** Start of Given material **

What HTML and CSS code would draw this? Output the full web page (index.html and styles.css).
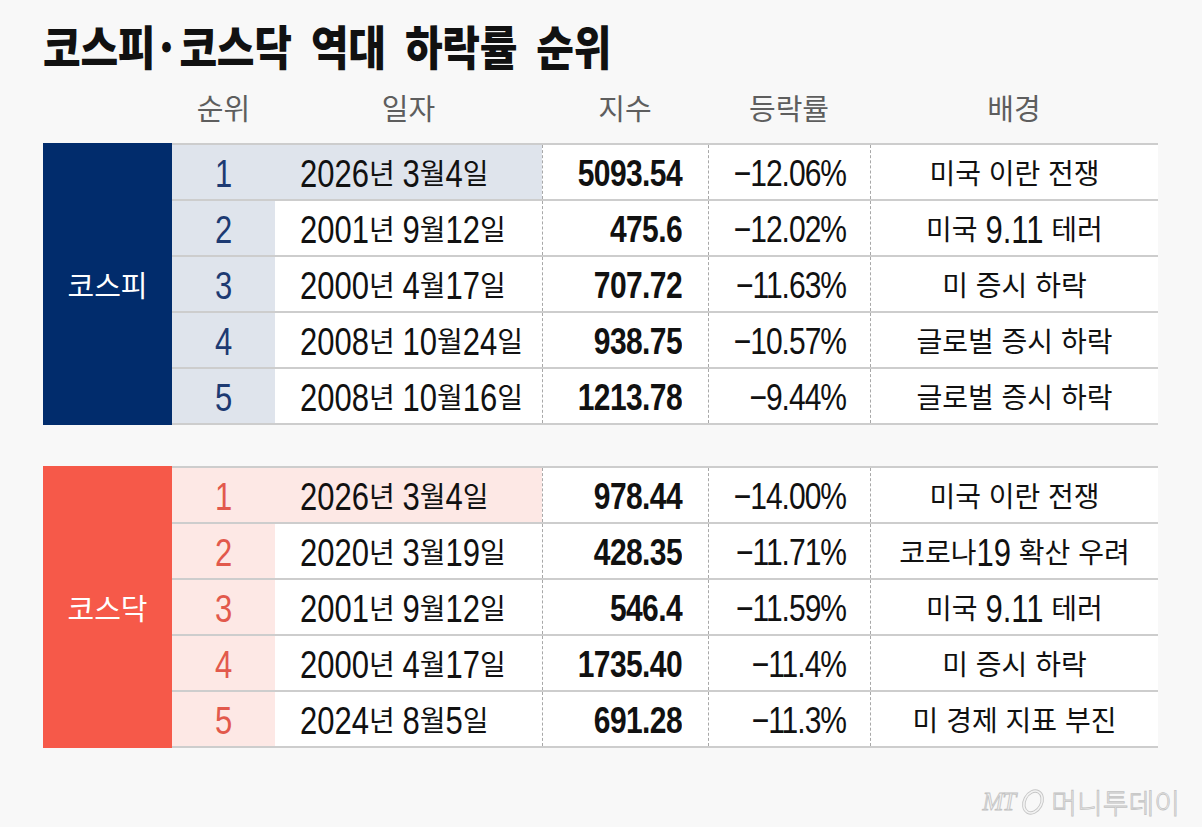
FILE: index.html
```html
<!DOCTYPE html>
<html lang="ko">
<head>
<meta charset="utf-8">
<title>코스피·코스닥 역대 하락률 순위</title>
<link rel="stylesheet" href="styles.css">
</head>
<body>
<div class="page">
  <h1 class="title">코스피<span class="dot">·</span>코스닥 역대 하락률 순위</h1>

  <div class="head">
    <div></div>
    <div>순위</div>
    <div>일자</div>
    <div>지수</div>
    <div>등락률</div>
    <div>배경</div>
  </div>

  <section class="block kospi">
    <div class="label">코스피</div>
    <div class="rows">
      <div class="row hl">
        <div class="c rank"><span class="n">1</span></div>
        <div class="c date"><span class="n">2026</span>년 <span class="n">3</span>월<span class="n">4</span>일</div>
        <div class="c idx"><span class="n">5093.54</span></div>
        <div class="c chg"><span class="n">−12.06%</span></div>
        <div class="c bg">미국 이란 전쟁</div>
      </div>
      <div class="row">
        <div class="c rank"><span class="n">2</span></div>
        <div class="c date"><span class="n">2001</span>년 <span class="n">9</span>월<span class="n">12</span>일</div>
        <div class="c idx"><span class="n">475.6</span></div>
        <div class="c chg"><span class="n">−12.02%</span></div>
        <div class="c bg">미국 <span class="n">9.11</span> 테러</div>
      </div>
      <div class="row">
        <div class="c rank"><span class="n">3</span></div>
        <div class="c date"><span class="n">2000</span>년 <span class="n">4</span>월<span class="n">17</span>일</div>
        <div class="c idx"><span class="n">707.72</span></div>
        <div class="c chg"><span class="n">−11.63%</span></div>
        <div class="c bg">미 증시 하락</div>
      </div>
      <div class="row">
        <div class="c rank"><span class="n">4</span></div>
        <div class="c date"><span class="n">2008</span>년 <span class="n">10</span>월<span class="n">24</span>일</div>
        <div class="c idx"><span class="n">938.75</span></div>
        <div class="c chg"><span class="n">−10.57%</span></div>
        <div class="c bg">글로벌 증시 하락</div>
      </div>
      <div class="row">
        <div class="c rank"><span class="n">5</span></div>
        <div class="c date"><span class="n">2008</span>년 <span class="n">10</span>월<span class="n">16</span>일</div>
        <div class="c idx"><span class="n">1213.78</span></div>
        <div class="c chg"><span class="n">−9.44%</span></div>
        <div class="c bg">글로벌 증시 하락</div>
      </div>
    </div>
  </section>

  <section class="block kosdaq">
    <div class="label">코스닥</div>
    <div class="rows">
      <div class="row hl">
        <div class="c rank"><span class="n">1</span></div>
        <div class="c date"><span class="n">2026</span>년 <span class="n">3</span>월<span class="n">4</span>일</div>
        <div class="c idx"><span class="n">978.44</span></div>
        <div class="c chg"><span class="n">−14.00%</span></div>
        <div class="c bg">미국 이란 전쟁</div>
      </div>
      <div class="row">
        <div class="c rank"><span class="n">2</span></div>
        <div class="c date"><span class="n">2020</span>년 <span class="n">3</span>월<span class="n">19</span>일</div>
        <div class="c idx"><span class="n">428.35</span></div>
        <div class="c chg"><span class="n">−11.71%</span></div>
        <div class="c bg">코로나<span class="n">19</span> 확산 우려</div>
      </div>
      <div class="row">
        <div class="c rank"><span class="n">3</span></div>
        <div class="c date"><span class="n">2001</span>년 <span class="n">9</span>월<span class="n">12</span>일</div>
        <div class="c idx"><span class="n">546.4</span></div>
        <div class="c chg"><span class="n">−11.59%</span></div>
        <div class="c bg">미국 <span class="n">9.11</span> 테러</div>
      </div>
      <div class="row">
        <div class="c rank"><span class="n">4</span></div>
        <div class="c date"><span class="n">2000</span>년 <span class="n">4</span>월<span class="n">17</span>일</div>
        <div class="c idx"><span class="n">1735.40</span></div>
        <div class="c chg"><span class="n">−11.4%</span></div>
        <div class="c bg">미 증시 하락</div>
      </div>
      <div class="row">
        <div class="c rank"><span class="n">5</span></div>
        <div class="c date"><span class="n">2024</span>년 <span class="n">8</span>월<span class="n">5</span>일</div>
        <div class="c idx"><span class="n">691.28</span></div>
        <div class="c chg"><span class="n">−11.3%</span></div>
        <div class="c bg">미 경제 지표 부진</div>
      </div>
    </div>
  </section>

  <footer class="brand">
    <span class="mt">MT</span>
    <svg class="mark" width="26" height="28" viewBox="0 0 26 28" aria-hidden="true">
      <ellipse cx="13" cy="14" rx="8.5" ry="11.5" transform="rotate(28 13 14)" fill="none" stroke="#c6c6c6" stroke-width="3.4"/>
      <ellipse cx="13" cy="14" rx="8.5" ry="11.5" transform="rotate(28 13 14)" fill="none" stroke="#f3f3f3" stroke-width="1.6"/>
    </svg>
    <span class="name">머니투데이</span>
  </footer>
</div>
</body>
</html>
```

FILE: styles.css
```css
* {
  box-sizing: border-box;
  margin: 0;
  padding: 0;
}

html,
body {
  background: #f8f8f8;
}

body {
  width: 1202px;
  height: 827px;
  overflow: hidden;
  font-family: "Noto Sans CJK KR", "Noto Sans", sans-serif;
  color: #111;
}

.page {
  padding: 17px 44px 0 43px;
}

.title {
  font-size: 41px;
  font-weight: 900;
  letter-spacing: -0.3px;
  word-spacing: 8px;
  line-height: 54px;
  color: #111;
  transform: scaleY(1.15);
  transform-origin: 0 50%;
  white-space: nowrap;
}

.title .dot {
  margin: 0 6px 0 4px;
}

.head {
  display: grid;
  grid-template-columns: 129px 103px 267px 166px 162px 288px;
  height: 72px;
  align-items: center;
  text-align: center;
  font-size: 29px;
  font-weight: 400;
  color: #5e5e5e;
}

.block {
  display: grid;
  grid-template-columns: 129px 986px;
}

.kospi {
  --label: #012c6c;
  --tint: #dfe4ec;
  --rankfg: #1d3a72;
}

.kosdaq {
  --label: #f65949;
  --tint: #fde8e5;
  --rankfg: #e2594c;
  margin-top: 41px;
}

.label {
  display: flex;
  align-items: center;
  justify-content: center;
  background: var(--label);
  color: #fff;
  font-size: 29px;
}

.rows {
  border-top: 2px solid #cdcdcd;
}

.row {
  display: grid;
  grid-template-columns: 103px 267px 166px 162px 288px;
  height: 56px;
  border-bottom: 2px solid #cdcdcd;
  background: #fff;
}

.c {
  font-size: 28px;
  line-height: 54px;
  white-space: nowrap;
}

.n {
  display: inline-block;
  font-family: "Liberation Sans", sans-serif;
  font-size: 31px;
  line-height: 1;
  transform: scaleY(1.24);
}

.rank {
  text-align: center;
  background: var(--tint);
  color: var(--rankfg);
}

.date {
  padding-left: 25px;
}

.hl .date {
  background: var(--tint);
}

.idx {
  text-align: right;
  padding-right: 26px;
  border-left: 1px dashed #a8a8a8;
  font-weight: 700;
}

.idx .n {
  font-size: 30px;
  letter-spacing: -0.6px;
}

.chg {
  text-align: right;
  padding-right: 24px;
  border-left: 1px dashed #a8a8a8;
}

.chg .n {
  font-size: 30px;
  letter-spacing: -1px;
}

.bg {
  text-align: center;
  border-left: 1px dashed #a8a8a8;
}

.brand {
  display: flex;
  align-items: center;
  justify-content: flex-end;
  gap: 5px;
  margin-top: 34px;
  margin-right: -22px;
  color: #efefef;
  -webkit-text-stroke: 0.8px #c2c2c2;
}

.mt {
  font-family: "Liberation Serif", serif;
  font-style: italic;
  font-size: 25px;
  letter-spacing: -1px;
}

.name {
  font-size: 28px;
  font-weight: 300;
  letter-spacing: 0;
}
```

** End of Given material **

What you are asked to do: Keep the pictures out of the copy and return the rest of the data above exactly.

Result of this task:
What HTML and CSS code would draw this? Output the full web page (index.html and styles.css).
FILE: index.html
```html
<!DOCTYPE html>
<html lang="ko">
<head>
<meta charset="utf-8">
<title>코스피·코스닥 역대 하락률 순위</title>
<link rel="stylesheet" href="styles.css">
</head>
<body>
<div class="page">
  <h1 class="title">코스피<span class="dot">·</span>코스닥 역대 하락률 순위</h1>

  <div class="head">
    <div></div>
    <div>순위</div>
    <div>일자</div>
    <div>지수</div>
    <div>등락률</div>
    <div>배경</div>
  </div>

  <section class="block kospi">
    <div class="label">코스피</div>
    <div class="rows">
      <div class="row hl">
        <div class="c rank"><span class="n">1</span></div>
        <div class="c date"><span class="n">2026</span>년 <span class="n">3</span>월<span class="n">4</span>일</div>
        <div class="c idx"><span class="n">5093.54</span></div>
        <div class="c chg"><span class="n">−12.06%</span></div>
        <div class="c bg">미국 이란 전쟁</div>
      </div>
      <div class="row">
        <div class="c rank"><span class="n">2</span></div>
        <div class="c date"><span class="n">2001</span>년 <span class="n">9</span>월<span class="n">12</span>일</div>
        <div class="c idx"><span class="n">475.6</span></div>
        <div class="c chg"><span class="n">−12.02%</span></div>
        <div class="c bg">미국 <span class="n">9.11</span> 테러</div>
      </div>
      <div class="row">
        <div class="c rank"><span class="n">3</span></div>
        <div class="c date"><span class="n">2000</span>년 <span class="n">4</span>월<span class="n">17</span>일</div>
        <div class="c idx"><span class="n">707.72</span></div>
        <div class="c chg"><span class="n">−11.63%</span></div>
        <div class="c bg">미 증시 하락</div>
      </div>
      <div class="row">
        <div class="c rank"><span class="n">4</span></div>
        <div class="c date"><span class="n">2008</span>년 <span class="n">10</span>월<span class="n">24</span>일</div>
        <div class="c idx"><span class="n">938.75</span></div>
        <div class="c chg"><span class="n">−10.57%</span></div>
        <div class="c bg">글로벌 증시 하락</div>
      </div>
      <div class="row">
        <div class="c rank"><span class="n">5</span></div>
        <div class="c date"><span class="n">2008</span>년 <span class="n">10</span>월<span class="n">16</span>일</div>
        <div class="c idx"><span class="n">1213.78</span></div>
        <div class="c chg"><span class="n">−9.44%</span></div>
        <div class="c bg">글로벌 증시 하락</div>
      </div>
    </div>
  </section>

  <section class="block kosdaq">
    <div class="label">코스닥</div>
    <div class="rows">
      <div class="row hl">
        <div class="c rank"><span class="n">1</span></div>
        <div class="c date"><span class="n">2026</span>년 <span class="n">3</span>월<span class="n">4</span>일</div>
        <div class="c idx"><span class="n">978.44</span></div>
        <div class="c chg"><span class="n">−14.00%</span></div>
        <div class="c bg">미국 이란 전쟁</div>
      </div>
      <div class="row">
        <div class="c rank"><span class="n">2</span></div>
        <div class="c date"><span class="n">2020</span>년 <span class="n">3</span>월<span class="n">19</span>일</div>
        <div class="c idx"><span class="n">428.35</span></div>
        <div class="c chg"><span class="n">−11.71%</span></div>
        <div class="c bg">코로나<span class="n">19</span> 확산 우려</div>
      </div>
      <div class="row">
        <div class="c rank"><span class="n">3</span></div>
        <div class="c date"><span class="n">2001</span>년 <span class="n">9</span>월<span class="n">12</span>일</div>
        <div class="c idx"><span class="n">546.4</span></div>
        <div class="c chg"><span class="n">−11.59%</span></div>
        <div class="c bg">미국 <span class="n">9.11</span> 테러</div>
      </div>
      <div class="row">
        <div class="c rank"><span class="n">4</span></div>
        <div class="c date"><span class="n">2000</span>년 <span class="n">4</span>월<span class="n">17</span>일</div>
        <div class="c idx"><span class="n">1735.40</span></div>
        <div class="c chg"><span class="n">−11.4%</span></div>
        <div class="c bg">미 증시 하락</div>
      </div>
      <div class="row">
        <div class="c rank"><span class="n">5</span></div>
        <div class="c date"><span class="n">2024</span>년 <span class="n">8</span>월<span class="n">5</span>일</div>
        <div class="c idx"><span class="n">691.28</span></div>
        <div class="c chg"><span class="n">−11.3%</span></div>
        <div class="c bg">미 경제 지표 부진</div>
      </div>
    </div>
  </section>

  <footer class="brand">
    <span class="mt">MT</span>
    <svg class="mark" width="26" height="28" viewBox="0 0 26 28" aria-hidden="true">
      <ellipse cx="13" cy="14" rx="8.5" ry="11.5" transform="rotate(28 13 14)" fill="none" stroke="#c6c6c6" stroke-width="3.4"/>
      <ellipse cx="13" cy="14" rx="8.5" ry="11.5" transform="rotate(28 13 14)" fill="none" stroke="#f3f3f3" stroke-width="1.6"/>
    </svg>
    <span class="name">머니투데이</span>
  </footer>
</div>
</body>
</html>
```

FILE: styles.css
```css
* {
  box-sizing: border-box;
  margin: 0;
  padding: 0;
}

html,
body {
  background: #f8f8f8;
}

body {
  width: 1202px;
  height: 827px;
  overflow: hidden;
  font-family: "Noto Sans CJK KR", "Noto Sans", sans-serif;
  color: #111;
}

.page {
  padding: 17px 44px 0 43px;
}

.title {
  font-size: 41px;
  font-weight: 900;
  letter-spacing: -0.3px;
  word-spacing: 8px;
  line-height: 54px;
  color: #111;
  transform: scaleY(1.15);
  transform-origin: 0 50%;
  white-space: nowrap;
}

.title .dot {
  margin: 0 6px 0 4px;
}

.head {
  display: grid;
  grid-template-columns: 129px 103px 267px 166px 162px 288px;
  height: 72px;
  align-items: center;
  text-align: center;
  font-size: 29px;
  font-weight: 400;
  color: #5e5e5e;
}

.block {
  display: grid;
  grid-template-columns: 129px 986px;
}

.kospi {
  --label: #012c6c;
  --tint: #dfe4ec;
  --rankfg: #1d3a72;
}

.kosdaq {
  --label: #f65949;
  --tint: #fde8e5;
  --rankfg: #e2594c;
  margin-top: 41px;
}

.label {
  display: flex;
  align-items: center;
  justify-content: center;
  background: var(--label);
  color: #fff;
  font-size: 29px;
}

.rows {
  border-top: 2px solid #cdcdcd;
}

.row {
  display: grid;
  grid-template-columns: 103px 267px 166px 162px 288px;
  height: 56px;
  border-bottom: 2px solid #cdcdcd;
  background: #fff;
}

.c {
  font-size: 28px;
  line-height: 54px;
  white-space: nowrap;
}

.n {
  display: inline-block;
  font-family: "Liberation Sans", sans-serif;
  font-size: 31px;
  line-height: 1;
  transform: scaleY(1.24);
}

.rank {
  text-align: center;
  background: var(--tint);
  color: var(--rankfg);
}

.date {
  padding-left: 25px;
}

.hl .date {
  background: var(--tint);
}

.idx {
  text-align: right;
  padding-right: 26px;
  border-left: 1px dashed #a8a8a8;
  font-weight: 700;
}

.idx .n {
  font-size: 30px;
  letter-spacing: -0.6px;
}

.chg {
  text-align: right;
  padding-right: 24px;
  border-left: 1px dashed #a8a8a8;
}

.chg .n {
  font-size: 30px;
  letter-spacing: -1px;
}

.bg {
  text-align: center;
  border-left: 1px dashed #a8a8a8;
}

.brand {
  display: flex;
  align-items: center;
  justify-content: flex-end;
  gap: 5px;
  margin-top: 34px;
  margin-right: -22px;
  color: #efefef;
  -webkit-text-stroke: 0.8px #c2c2c2;
}

.mt {
  font-family: "Liberation Serif", serif;
  font-style: italic;
  font-size: 25px;
  letter-spacing: -1px;
}

.name {
  font-size: 28px;
  font-weight: 300;
  letter-spacing: 0;
}
```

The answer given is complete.